Everything Jesus does, He does as a man — a man of faith. If we have the tiniest amount of faith, we can move mountains. Jesus has more than the tiniest amount of faith. But Jesus has a possible amount of faith. It is a faith that is available to us all. But it is a faith in which I abandon my wants in favor of God’s wants. It is a faith that is founded upon an absolute dependence on God and nothing else. It is a possible faith, but it is a risky faith, a scary faith, a challenging faith — until that leap of faith is taken.
So, what I take away from the Gospel today is:
1) Followers of Jesus do not get to blame people for their conditions or their hardships. People experiencing hardship need compassion and care, not blame or insults or worse of all, apathy.

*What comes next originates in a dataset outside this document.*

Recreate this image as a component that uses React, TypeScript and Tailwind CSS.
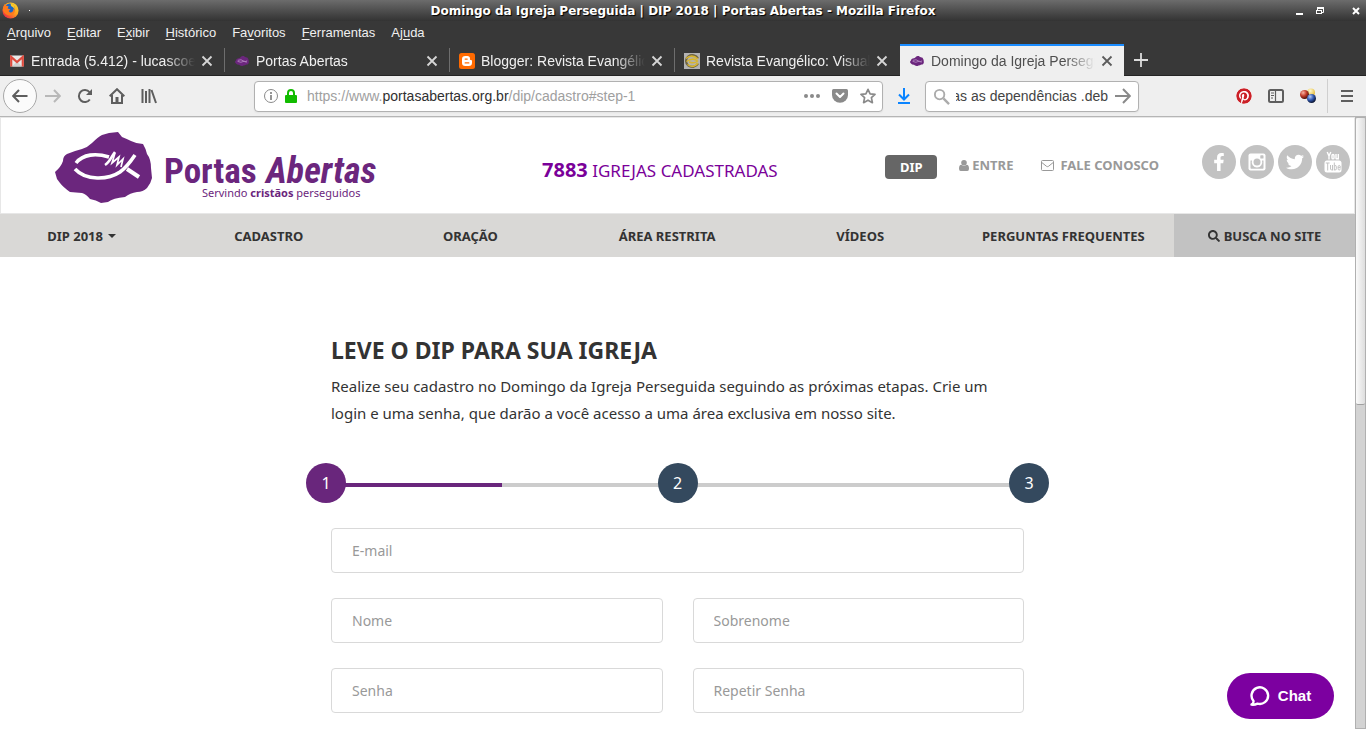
import type { ReactNode } from "react";
import { FaFacebookF, FaPinterest, FaSearch, FaTwitter } from "react-icons/fa";

const ARIAL = "font-['Liberation_Sans',Arial,sans-serif]";

const BLOB =
  "M0 40 Q6 35 8 29 Q8 24 12 22 Q19 19 27 17 Q33 15 37 11 Q43 5 47 3 L54 1 L63 0 L67 5 Q72 7 76 9 Q82 12 88 12 Q91 17 92 22 Q96 27 96 36 L97 46 Q96 51 92 56 Q88 60 82 60 Q75 61 70 65 Q58 66 53 70 L46 71 Q41 68 35 67 Q31 62 27 61 L15 60 Q8 55 5 51 L2 47 Z";

function Fish() {
  return (
    <g fill="none" stroke="#fff">
      <path d="M21 31 C28 22 41 21 54 25" strokeWidth="3.6" />
      <path d="M20 37 C31 49 53 48 65 40 C72 35 76 29 80 23" strokeWidth="3.6" />
      <path d="M50 33 C55 30 56 25 60 20" strokeWidth="2.6" />
      <path d="M60 21 L57 31 L64 25 L62 33 L68 27 L66 35" strokeWidth="1.7" />
      <path d="M72 37 L84 45" strokeWidth="4" />
    </g>
  );
}

function MiniLogo() {
  return (
    <svg viewBox="0 0 98 71" className="h-4 w-3.5 shrink-0" aria-hidden="true">
      <path d={BLOB} fill="#6b267d" />
      <path d="M20 31 Q44 20 60 36 T82 32 M18 38 Q40 52 66 36 M72 38 L84 44" fill="none" stroke="#c39bcf" strokeWidth="5" />
    </svg>
  );
}

function FirefoxIcon() {
  return (
    <svg viewBox="0 0 18 18" className="h-[17px] w-[17px]" aria-hidden="true">
      <defs>
        <linearGradient id="ff" x1="1" y1="0" x2="0.1" y2="1">
          <stop offset="0" stopColor="#ffe226" />
          <stop offset=".5" stopColor="#ff9a1f" />
          <stop offset="1" stopColor="#e9184a" />
        </linearGradient>
      </defs>
      <circle cx="9" cy="9" r="8.5" fill="url(#ff)" />
      <path d="M4 4.500 C5 1.500 9 .5 12 3 C14 5 14 9 12 11 C9 13.500 5 12 4.500 9Z" fill="#1766c9" />
      <path d="M.8 8 C1 5 2 3 3 2 L4 4 L7 4.500 L6 7 L9 8 L7 9.500 L8.500 11.200 C11 11.500 12.500 9.500 12 7 C14.500 8 14 12 11 13.500 C7 15.500 2 13 .8 8Z" fill="#ff7a1c" />
      <path d="M9 1 C12 2 14 4 13.500 8 C12 5.500 10.500 5 9.500 4Z" fill="#ffc928" />
    </svg>
  );
}

function GmailIcon() {
  return (
    <svg viewBox="0 0 14 11" className="mx-px h-3 w-3.5 shrink-0" aria-hidden="true">
      <rect width="14" height="11" rx="1" fill="#e9e9e9" />
      <path d="M2 11 L7 6 L12 11" fill="#cfcfcf" />
      <path d="M1.200 11 V1.400 L7 6.500 L12.800 1.400 V11" fill="none" stroke="#dd4b3e" strokeWidth="2.200" />
    </svg>
  );
}

function BloggerIcon() {
  return (
    <svg viewBox="0 0 16 16" className="h-4 w-4 shrink-0" aria-hidden="true">
      <rect width="16" height="16" rx="2.500" fill="#ff6a00" />
      <path d="M6.300 3 H8.300 A2.700 2.700 0 0 1 11 5.700 V6.500 Q11.200 7 12 7 Q13 7 13 8 V9.700 A3.300 3.300 0 0 1 9.700 13 H6.300 A3.300 3.300 0 0 1 3 9.700 V6.300 A3.300 3.300 0 0 1 6.300 3Z" fill="#fff" />
      <path d="M6.200 6.100 H8.200 M6.200 9.900 H9.800" stroke="#ff6a00" strokeWidth="1.300" strokeLinecap="round" />
    </svg>
  );
}

function RevistaIcon() {
  return (
    <svg viewBox="0 0 16 16" className="h-4 w-4 shrink-0" aria-hidden="true">
      <rect width="16" height="16" fill="#b3b3b3" />
      <path d="M14 5.500 A6.300 5.800 0 1 0 14 10.500" fill="none" stroke="#6f6440" strokeWidth="2.200" />
      <path d="M2 5.500 Q8 .5 14 6 M2.500 8.500 Q9 4 13.500 8 Q11 11 5 9 M14 10 Q9 16 3.500 11.500" fill="none" stroke="#d8b62f" strokeWidth="1.500" />
    </svg>
  );
}

function Cross({ color }: { color: string }) {
  return (
    <svg viewBox="0 0 12 12" className="h-3 w-3" aria-hidden="true">
      <path d="M1.500 1.500 L10.500 10.500 M10.500 1.500 L1.500 10.500" stroke={color} strokeWidth="1.800" />
    </svg>
  );
}

function Tab({ icon, title, active = false }: { icon: ReactNode; title: string; active?: boolean }) {
  return (
    <div
      className={
        active
          ? "flex h-8 w-56 min-w-0 items-center border-t-2 border-[#1a8cff] bg-[#efefef] pr-[11px] pl-[9px] text-[#4f4f4f]"
          : "flex h-8 w-[225px] min-w-0 items-center border-t-2 border-transparent pr-3 pl-[9px] text-[#f0f0f0]"
      }
    >
      <span className="flex w-4 shrink-0 justify-center">{icon}</span>
      <span className="ml-1.5 min-w-0 flex-1 overflow-hidden text-[14px] leading-5 whitespace-nowrap [mask-image:linear-gradient(to_right,black_82%,transparent)]">
        {title}
      </span>
      <button type="button" aria-label={"Fechar " + title} className="ml-1.5 shrink-0">
        <Cross color={active ? "#5c5c5c" : "#d6d6d6"} />
      </button>
    </div>
  );
}

const menus: [string, string, string][] = [
  ["", "A", "rquivo"],
  ["", "E", "ditar"],
  ["E", "x", "ibir"],
  ["", "H", "istórico"],
  ["Fa", "v", "oritos"],
  ["", "F", "erramentas"],
  ["Aj", "u", "da"],
];

function ToolIcon({ label, children, color = "text-[#5e5e5e]" }: { label: string; children: ReactNode; color?: string }) {
  return (
    <button type="button" aria-label={label} className={"flex h-8 w-8 shrink-0 items-center justify-center " + color}>
      <svg viewBox="0 0 16 16" className="h-4 w-4" fill="none" stroke="currentColor" strokeWidth="2">
        {children}
      </svg>
    </button>
  );
}

function BrowserChrome() {
  return (
    <div className={ARIAL}>
      <div className="grid h-[21px] grid-cols-[1fr_auto_1fr] items-center bg-linear-to-b from-[#6c6c6c] to-[#333333]">
        <div className="flex items-center gap-2.5 pl-0.5">
          <FirefoxIcon />
          <span className="h-px w-px bg-white" />
        </div>
        <span className="font-['DejaVu_Sans',sans-serif] text-[12px] leading-4 font-bold text-white [text-shadow:1px_1px_1px_#000]">
          Domingo da Igreja Perseguida | DIP 2018 | Portas Abertas - Mozilla Firefox
        </span>
        <div className="flex items-center justify-end pr-1.5">
          <button type="button" aria-label="Minimizar" className="mr-3 flex h-2 w-2 items-end">
            <span className="block h-0.5 w-[7px] bg-white" />
          </button>
          <button type="button" aria-label="Restaurar" className="mr-7">
            <svg viewBox="0 0 8 8" className="h-2 w-2" fill="none" stroke="#fff">
              <path d="M1.500 3 V1 H7.500 V5.500 H6" />
              <path d="M1 1 H8" strokeWidth="2" />
              <rect x=".5" y="3.500" width="5" height="3" />
            </svg>
          </button>
          <button type="button" aria-label="Fechar">
            <svg viewBox="0 0 8 8" className="h-2 w-2">
              <path d="M1 1 L7 7 M7 1 L1 7" stroke="#fff" strokeWidth="2" />
            </svg>
          </button>
        </div>
      </div>

      <div className="bg-[#383838]">
        <nav className="flex h-[23px] items-center gap-4 px-[7px] text-[13px] leading-4 text-[#f0f0f0]">
          {menus.map(([before, key, after]) => (
            <button type="button" key={before + key + after}>
              {before}
              <span className="underline underline-offset-2">{key}</span>
              {after}
            </button>
          ))}
        </nav>
        <div className="flex h-8 items-center border-b border-[#242424]">
          <Tab icon={<GmailIcon />} title="Entrada (5.412) - lucascoe@" />
          <span className="-ml-px h-6 w-px bg-[#6e6e6e]" />
          <Tab icon={<MiniLogo />} title="Portas Abertas" />
          <span className="-ml-px h-6 w-px bg-[#6e6e6e]" />
          <Tab icon={<BloggerIcon />} title="Blogger: Revista Evangélico" />
          <span className="-ml-px h-6 w-px bg-[#6e6e6e]" />
          <Tab icon={<RevistaIcon />} title="Revista Evangélico: Visualizar" />
          <Tab icon={<MiniLogo />} title="Domingo da Igreja Perseguida" active />
          <button type="button" aria-label="Nova aba" className="ml-2.5">
            <svg viewBox="0 0 14 14" className="h-3.5 w-3.5">
              <path d="M7 0 V14 M0 7 H14" stroke="#dcdcdc" strokeWidth="1.800" />
            </svg>
          </button>
        </div>
      </div>

      <div className="flex h-[41px] items-center border-b border-[#b5b5b5] bg-[#efefef]">
        <button
          type="button"
          aria-label="Voltar"
          className="ml-[3px] flex h-[34px] w-[34px] shrink-0 items-center justify-center rounded-full border border-[#a8a8a8] bg-[#fbfbfb] text-[#5e5e5e]"
        >
          <svg viewBox="0 0 16 16" className="h-4 w-4" fill="none" stroke="currentColor" strokeWidth="2">
            <path d="M15.500 8 H1.500 M7 2 L1.200 8 L7 14" />
          </svg>
        </button>
        <ToolIcon label="Avançar" color="text-[#b8b8b8]">
          <path d="M0 8 H14 M9 2 L14.800 8 L9 14" />
        </ToolIcon>
        <ToolIcon label="Recarregar">
          <path d="M12.800 11.500 A6 6 0 1 1 12.500 4.200" />
          <path d="M15 1 V7 H9Z" fill="currentColor" stroke="none" />
        </ToolIcon>
        <ToolIcon label="Início">
          <path d="M.700 8.300 L8 1.200 L15.300 8.300" />
          <path d="M3 7 V15 H13 V7" />
          <path d="M8 9 V15" strokeWidth="3" />
        </ToolIcon>
        <ToolIcon label="Biblioteca">
          <path d="M1.500 1 V15 M5 3 V15 M8.500 1 V15 M10.500 2 L15 15" />
        </ToolIcon>

        <div className="ml-[89px] flex h-[31px] w-[629px] items-center rounded border border-[#b1b1b1] bg-white pr-1.5 pl-[9px] shadow-xs">
          <svg viewBox="0 0 14 14" className="h-3.5 w-3.5 shrink-0" fill="none" stroke="#8a8a8a">
            <circle cx="7" cy="7" r="6.500" />
            <path d="M7 6 V11 M7 3 V5" strokeWidth="1.800" />
          </svg>
          <svg viewBox="0 0 12 14" className="ml-[7px] h-3.5 w-3 shrink-0">
            <path d="M3 7 V4 A3 3 0 0 1 9 4 V7" fill="none" stroke="#12bc00" strokeWidth="2" />
            <rect y="6" width="12" height="8" rx="1" fill="#12bc00" />
          </svg>
          <span className="ml-2.5 flex-1 text-[14px] leading-5 text-[#a0a0a0]">
            https://www.<span className="text-[#303030]">portasabertas.org.br</span>/dip/cadastro#step-1
          </span>
          <svg viewBox="0 0 16 4" className="h-1 w-4" fill="#8a8a8a">
            <circle cx="2" cy="2" r="2" />
            <circle cx="8" cy="2" r="2" />
            <circle cx="14" cy="2" r="2" />
          </svg>
          <svg viewBox="0 0 16 16" className="ml-3 h-4 w-4">
            <path d="M1.500 1 H14.500 Q16 1 16 2.500 V7 A8 7.800 0 0 1 0 7 V2.500 Q0 1 1.500 1Z" fill="#8a8a8a" />
            <path d="M4.500 5.500 L8 9 L11.500 5.500" fill="none" stroke="#fff" strokeWidth="2" strokeLinecap="round" strokeLinejoin="round" />
          </svg>
          <svg viewBox="0 0 16 16" className="ml-3 h-4 w-4">
            <path d="M8 1.300 L10.100 5.800 L15 6.400 L11.400 9.700 L12.400 14.700 L8 12.200 L3.600 14.700 L4.600 9.700 L1 6.400 L5.900 5.800Z" fill="none" stroke="#8a8a8a" strokeWidth="1.700" strokeLinejoin="round" />
          </svg>
        </div>
        <ToolIcon label="Downloads" color="mx-[5px] text-[#0a84ff]">
          <path d="M8 0 V11 M3 6.500 L8 11.500 L13 6.500 M2 15 H14" />
        </ToolIcon>
        <div className="flex h-[31px] w-[214px] items-center rounded border border-[#b1b1b1] bg-white px-[7px] shadow-xs">
          <svg viewBox="0 0 18 18" className="h-[17px] w-[17px] shrink-0" fill="none" stroke="#ababab" strokeWidth="2">
            <circle cx="7" cy="7" r="5" />
            <path d="M11 11 L17 17" strokeWidth="2.500" />
          </svg>
          <span className="ml-1.5 flex min-w-0 flex-1 justify-end overflow-hidden">
            <span className="text-[14px] leading-5 whitespace-nowrap text-[#444]">as as dependências .deb</span>
          </span>
          <svg viewBox="0 0 16 16" className="ml-[7px] h-4 w-4 shrink-0" fill="none" stroke="#8a8a8a" strokeWidth="2">
            <path d="M0 8 H14 M8 1 L14.800 8 L8 15" />
          </svg>
        </div>
        <div className="ml-auto flex items-center">
          <button type="button" aria-label="Pinterest" className="flex h-8 w-8 items-center justify-center">
            <FaPinterest className="h-4 w-4 rounded-full bg-white text-[#cb2027]" />
          </button>
          <ToolIcon label="Painéis">
            <rect x="1" y="2" width="14" height="12" rx="1.500" />
            <path d="M7.500 2 V14" strokeWidth="1.200" />
            <path d="M3 5 H6 M3 7.500 H6 M3 10 H5" strokeWidth="1" />
          </ToolIcon>
          <button type="button" aria-label="Extensão" className="flex h-8 w-8 items-center justify-center">
            <svg viewBox="0 0 16 16" className="h-4 w-4">
              <defs>
                <radialGradient id="br" cx=".35" cy=".3" r=".75">
                  <stop offset="0" stopColor="#f9b5a4" />
                  <stop offset=".5" stopColor="#c23c2a" />
                  <stop offset="1" stopColor="#3d0a04" />
                </radialGradient>
                <radialGradient id="by" cx=".4" cy=".3" r=".75">
                  <stop offset="0" stopColor="#fffbd0" />
                  <stop offset="1" stopColor="#e3b42a" />
                </radialGradient>
                <radialGradient id="bb" cx=".35" cy=".3" r=".75">
                  <stop offset="0" stopColor="#b5cbf7" />
                  <stop offset=".5" stopColor="#3058b0" />
                  <stop offset="1" stopColor="#050b20" />
                </radialGradient>
              </defs>
              <circle cx="11" cy="4.500" r="4" fill="url(#by)" />
              <circle cx="4.500" cy="6.500" r="4.500" fill="url(#br)" />
              <circle cx="11.500" cy="10.500" r="4.500" fill="url(#bb)" />
            </svg>
          </button>
          <span className="mx-[3px] h-[34px] w-px bg-[#cfcfcf]" />
          <ToolIcon label="Menu">
            <path d="M2 3 H14 M2 8 H14 M2 13 H14" />
          </ToolIcon>
          <span className="w-[3px]" />
        </div>
      </div>
    </div>
  );
}

const CONDENSED = "'Liberation Sans Narrow', 'Roboto Condensed', 'Open Sans', sans-serif";

function BrandLogo() {
  return (
    <a href="#inicio" aria-label="Portas Abertas" className="block shrink-0">
      <svg viewBox="0 0 325 72" className="h-[72px] w-[325px]" fill="#6b267d">
        <path d={BLOB} />
        <Fish />
        <text x="109" y="51" fontFamily={CONDENSED} fontWeight="700" fontSize="35">
          Portas
        </text>
        <text x="211" y="51" fontFamily={CONDENSED} fontWeight="700" fontStyle="italic" fontSize="36">
          Abertas
        </text>
        <text x="147" y="65" fontFamily="'Noto Sans', sans-serif" fontSize="11">
          Servindo <tspan fontWeight="700">cristãos</tspan> perseguidos
        </text>
      </svg>
    </a>
  );
}

function Social({ label, children }: { label: string; children: ReactNode }) {
  return (
    <a href={"#" + label.toLowerCase()} aria-label={label} className="flex h-[34px] w-[34px] items-center justify-center rounded-full bg-[#c2c2c2] text-white">
      {children}
    </a>
  );
}

function SiteHeader() {
  return (
    <header>
      <div className="flex h-[97px] items-start border border-[#e7e7e7] bg-white pr-1">
        <div className="pt-3.5 pl-[54px]">
          <BrandLogo />
        </div>
        <p className="mt-[38px] ml-[162px] text-[17px] leading-7 whitespace-nowrap text-[#7a0099]">
          <strong className="text-[20px]">7883</strong> IGREJAS CADASTRADAS
        </p>
        <div className="ml-auto flex shrink-0 items-start text-[13px] leading-5 font-bold whitespace-nowrap text-[#999]">
          <a href="#dip" className="mt-[37px] flex h-6 w-[52px] items-center justify-center rounded bg-[#666] text-white">
            DIP
          </a>
          <a href="#entre" className="mt-[37px] ml-[22px] flex items-center gap-[3px]">
            <svg viewBox="0 0 10 11" className="h-[11px] w-2.5" fill="currentColor" aria-hidden="true">
              <circle cx="5" cy="2.800" r="2.800" />
              <path d="M2.300 4.800 Q5 7 7.700 4.800 Q10 5 10 8.800 Q10 11 8.300 11 H1.700 Q0 11 0 8.800 Q0 5 2.300 4.800Z" />
            </svg>
            ENTRE
          </a>
          <a href="#contato" className="mt-[37px] ml-7 flex items-center gap-1.5">
            <svg viewBox="0 0 13 11" className="h-[11px] w-[13px]" fill="none" stroke="currentColor" aria-hidden="true">
              <rect x=".5" y=".5" width="12" height="10" rx="1" />
              <path d="M.8 2.500 L5.500 6.300 Q6.500 7 7.500 6.300 L12.200 2.500" />
            </svg>
            FALE CONOSCO
          </a>
          <div className="mt-[27px] ml-[43px] flex gap-1">
            <Social label="Facebook">
              <FaFacebookF className="h-[18px] w-[18px]" />
            </Social>
            <Social label="Instagram">
              <svg viewBox="0 0 18 18" className="h-[18px] w-[18px]">
                <rect x=".5" y=".5" width="17" height="17" rx="2" fill="#fff" />
                <path d="M2.500 7.500 H4 A5.300 5.300 0 1 0 14 7.500 H15.500 V15 Q15.500 15.700 14.800 15.700 H3.200 Q2.500 15.700 2.500 15Z" fill="#c2c2c2" />
                <circle cx="9" cy="9" r="3.500" fill="#c2c2c2" />
                <rect x="12.300" y="2.300" width="3.200" height="3.200" rx=".6" fill="#c2c2c2" />
              </svg>
            </Social>
            <Social label="Twitter">
              <FaTwitter className="h-[18px] w-[18px]" />
            </Social>
            <Social label="YouTube">
              <svg viewBox="0 0 18 22" className="h-[22px] w-[18px]" fill="none" stroke="#fff" strokeWidth="1.400">
                <path d="M3.200 1 L5 5 L6.800 1 M5 5 V8.500" />
                <rect x="8" y="3.500" width="2" height="4.400" rx="1" />
                <path d="M12 3 V7.300 Q12.600 8.400 14.300 7 M14.300 3 V8.500" />
                <rect x=".5" y="9.500" width="17" height="12" rx="2.500" fill="#fff" stroke="none" />
                <g stroke="#c2c2c2" strokeWidth="1">
                  <path d="M1.800 12 H5.600 M3.700 12 V19.500" />
                  <path d="M6.500 14 V18.300 Q6.900 19.600 8.500 18.200 M8.500 14 V19.500" />
                  <path d="M10.300 11.500 V19.500 M10.300 15 Q12.300 13.500 12.300 15.800 V17.800 Q12.300 19.800 10.300 18.500" />
                  <path d="M16.300 17.500 Q16.300 19 15.200 19 Q14.100 19 14.100 17.700 V15.800 Q14.100 14.500 15.200 14.500 Q16.300 14.500 16.300 15.800 V16.600 H14.100" />
                </g>
              </svg>
            </Social>
          </div>
        </div>
      </div>
      <nav className="flex h-[43px] bg-[#d9d8d6] text-[13px] leading-5 font-bold whitespace-nowrap text-[#333]">
        <div className="grid flex-1 grid-cols-[163fr_211fr_192fr_201fr_185fr_221fr] items-center text-center">
          <a href="#dip-2018" className="flex items-center justify-center gap-[5px]">
            DIP 2018
            <span className="border-x-4 border-t-4 border-x-transparent border-t-[#333]" />
          </a>
          <a href="#cadastro">CADASTRO</a>
          <a href="#oracao">ORAÇÃO</a>
          <a href="#area">ÁREA RESTRITA</a>
          <a href="#videos">VÍDEOS</a>
          <a href="#perguntas">PERGUNTAS FREQUENTES</a>
        </div>
        <a href="#busca" className="flex w-[181px] items-center justify-center gap-1 bg-[#c2c2c2]">
          <FaSearch className="h-3 w-3" />
          BUSCA NO SITE
        </a>
      </nav>
    </header>
  );
}

function Field({ label, type = "text", wide = false }: { label: string; type?: string; wide?: boolean }) {
  return (
    <label className={wide ? "col-span-2" : ""}>
      <input
        type={type}
        aria-label={label}
        placeholder={label}
        className="block h-[45px] w-full rounded border border-[#d9d9d9] bg-white px-5 text-[14px] text-[#333] placeholder:text-[#999]"
      />
    </label>
  );
}

function Step({ n, active = false }: { n: number; active?: boolean }) {
  return (
    <li
      className={
        active
          ? "relative flex h-10 w-10 items-center justify-center rounded-full bg-[#69267c] text-[16px] text-white"
          : "relative flex h-10 w-10 items-center justify-center rounded-full bg-[#34495e] text-[16px] text-white"
      }
    >
      {n}
    </li>
  );
}

function Signup() {
  return (
    <main className="mx-auto w-[693px] max-w-full pt-[75px] text-[#333]">
      <h1 className="text-[23px] leading-9 font-bold">LEVE O DIP PARA SUA IGREJA</h1>
      <p className="mt-[5px] text-[15px] leading-[27px]">
        Realize seu cadastro no Domingo da Igreja Perseguida seguindo as próximas etapas. Crie um
        <br />
        login e uma senha, que darão a você acesso a uma área exclusiva em nosso site.
      </p>
      <div className="relative -mx-[25px] mt-9">
        <div className="absolute inset-x-5 top-5 flex h-1 bg-[#ccc]">
          <span className="w-1/4 bg-[#69267c]" />
        </div>
        <ol className="flex justify-between">
          <Step n={1} active />
          <Step n={2} />
          <Step n={3} />
        </ol>
      </div>
      <form className="mt-[25px] grid grid-cols-2 gap-x-[30px] gap-y-[25px]">
        <Field label="E-mail" type="email" wide />
        <Field label="Nome" />
        <Field label="Sobrenome" />
        <Field label="Senha" type="password" />
        <Field label="Repetir Senha" type="password" />
      </form>
    </main>
  );
}

export default function App() {
  return (
    <div className="flex h-screen flex-col overflow-hidden bg-white">
      <BrowserChrome />
      <div className="flex min-h-0 flex-1">
        <div className="min-w-0 flex-1 overflow-hidden font-['Noto_Sans',sans-serif]">
          <SiteHeader />
          <Signup />
        </div>
        <div className="w-[11px] shrink-0 border border-[#b0b0b0] bg-[#d3d3d3]">
          <div className="h-[47%] rounded-xs border-b border-[#a0a0a0] bg-linear-to-r from-[#fafafa] to-[#dedede]" />
        </div>
      </div>
      <button
        type="button"
        className={
          "fixed right-8 bottom-2.5 flex h-[46px] w-[107px] items-center justify-center gap-2 rounded-full bg-[#7c00a0] text-[15px] font-bold text-white " + ARIAL
        }
      >
        <svg viewBox="0 0 20 20" className="h-5 w-5" fill="none" stroke="#fff" strokeWidth="2.400">
          <path d="M3.500 15 A8.300 8.300 0 1 1 7.500 17.600 Q4.500 19 1.500 18.600 Q3.800 17.200 3.500 15Z" strokeLinejoin="round" />
        </svg>
        Chat
      </button>
    </div>
  );
}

2) In the Gospel, Jesus takes the initiative to forgive sins. He never says you have to feel bad, or remorse, or grovel, but he forgives regardless. Maybe the people express remorse for sin, maybe they don’t — the Gospel writers never tell us — but Jesus declares them forgiven any way. Sometimes we cannot experience the weight of our sins until we have already experienced the grace of being freed from those sins.
3) The example of Jesus is an example of compassion. A follower of Jesus must make compassion his or her example too. Compassion is an action, not a feeling. There may be times when compassion may be the harder of two choices — choose compassion anyway!
4) Jesus shows us what we can do if we have faith. Can I stop trusting in my job, my bank account, people, political parties, or anything else for my security and trust in God alone?